Hand, foot and mouth disease is not the same thing as foot and mouth disease. Foot and mouth disease usually only affects animals. It is extremely rare for humans to contract foot and mouth, even if they are exposed to the infection for a prolonged period of time.

The early symptoms of hand, foot and mouth disease are a fever and sore throat, followed by sores in the mouth and on the hands and feet. The incubation period (the time between catching the disease and showing symptoms) is 3-6 days. During this time the virus can be passed on.

There is no specific treatment for hand, foot and mouth disease, but there are steps that you can take to help ease your symptoms.

The risk to you and your baby

There is normally no risk to your baby if you catch hand, foot and mouth disease during your pregnancy. However, if you catch the virus shortly before you give birth, it can pass to your baby and they may need hospital treatment to avoid developing further problems.

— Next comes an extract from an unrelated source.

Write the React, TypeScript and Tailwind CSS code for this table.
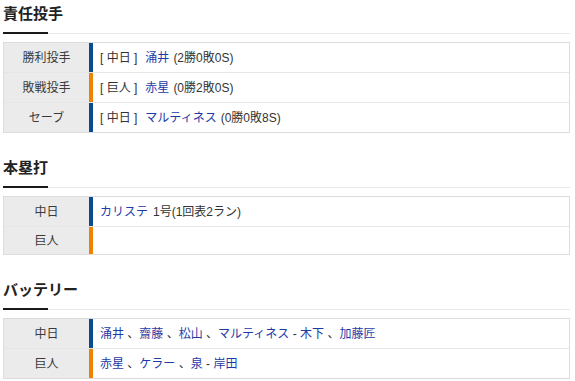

It is worth remembering that hand, foot and mouth disease is rare in healthy adults. In reality, the risk of infection is low, and any complications you may have during pregnancy, as a result of catching the infection, are most likely to be caused by the high temperature you develop, and not by the infection itself.

There is also some evidence to suggest that in very rare cases, catching hand, foot and mouth disease during your pregnancy may result in miscarriage. Although the risk of this happening is very small, it is always best to contact your doctor if you suspect that you may have developed the condition during your pregnancy.

To avoid the risk of catching the disease, always wash your hands thoroughly after going to the toilet or handling diapers, and make sure that the toilet is clean.

Avoiding children with the virus may also help reduce the risk of catching the disease. However, it is important to remember that if a child has the virus which causes hand, foot and mouth disease, they will have been infectious before showing any symptoms.